If someone would like to add a new article to the Short Works forum containing the relevant details for the "General". I will update the TOC and link to it.
"A real limited edition, far from being an expensive autograph stapled to a novel, is a treasure. And like all treasures do, it transforms the responsible owner into a caretaker, and being a caretaker of something as fragile and easily destroyed as ideas and images is not a bad thing but a good one...and so is the re-evaluation of what books are and what they do that necessarily follows." - Stephen King
Can a Full Length Feature Film Screenplay really be considered a short work?
all right...I see where you are getting short work because this book has only reprinted 1/3 of the full CAT'S EYE script. Not the way it was intended to be read because the CAT (our girl names him General only in the last story) is used to tie all 3 stories together and his goal is to save Drew from the gremlin right from the start of the film.
So Richard Chizmar turned this screenplay into a short work.
Because I did not own a copy Screamplays I ordered a copy of the trade hardcover edition 2014 (in fine condition for less then 1/2 cover price) & after comparing GENERAL (THE GENERAL) with the screenplays...I find it to be nothing but a bastardized version of Kings full screenplay by Richard Chizmar & feel it dose not qualify as a true King short work. GENERAL by Richard Chizmar based on a screenplay by Stephen King would be more accurate.IMHO
Just like I would not put this "Gramma" script by Harlan Ellison in King short works.
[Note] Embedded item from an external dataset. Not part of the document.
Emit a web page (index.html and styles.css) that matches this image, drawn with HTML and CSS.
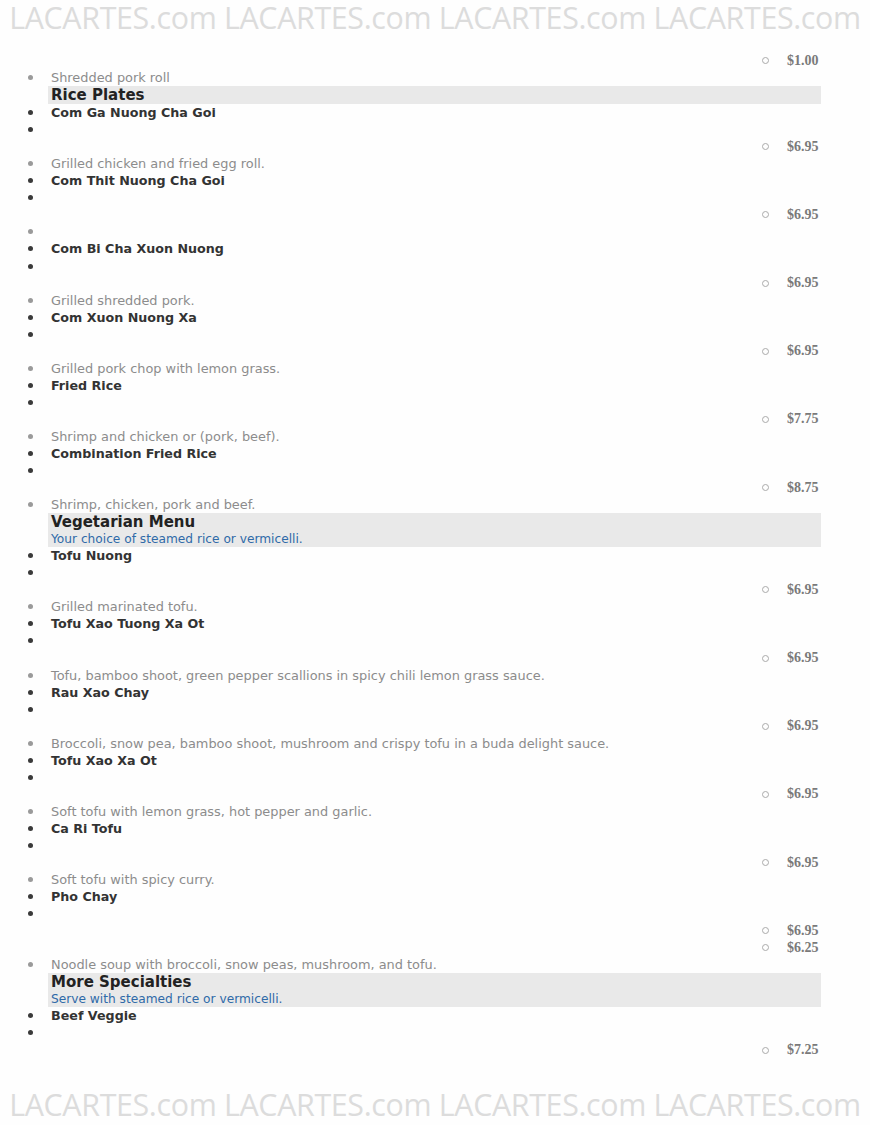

Isn't it more probable that King himself revised the version in Screamplays? I don't think Chizmar would ever dare do it himself. Also, long before Screamplays came out, the story has always been referenced as "General"...also by King himself
If I had done my homework & checked the Screamplays copyright page before making the above statement I would have indeed discovered that King did re-edited his own screenplay as General has a 1997 Stephen King copyright date & the Cats Eye scripts have a 1984 date.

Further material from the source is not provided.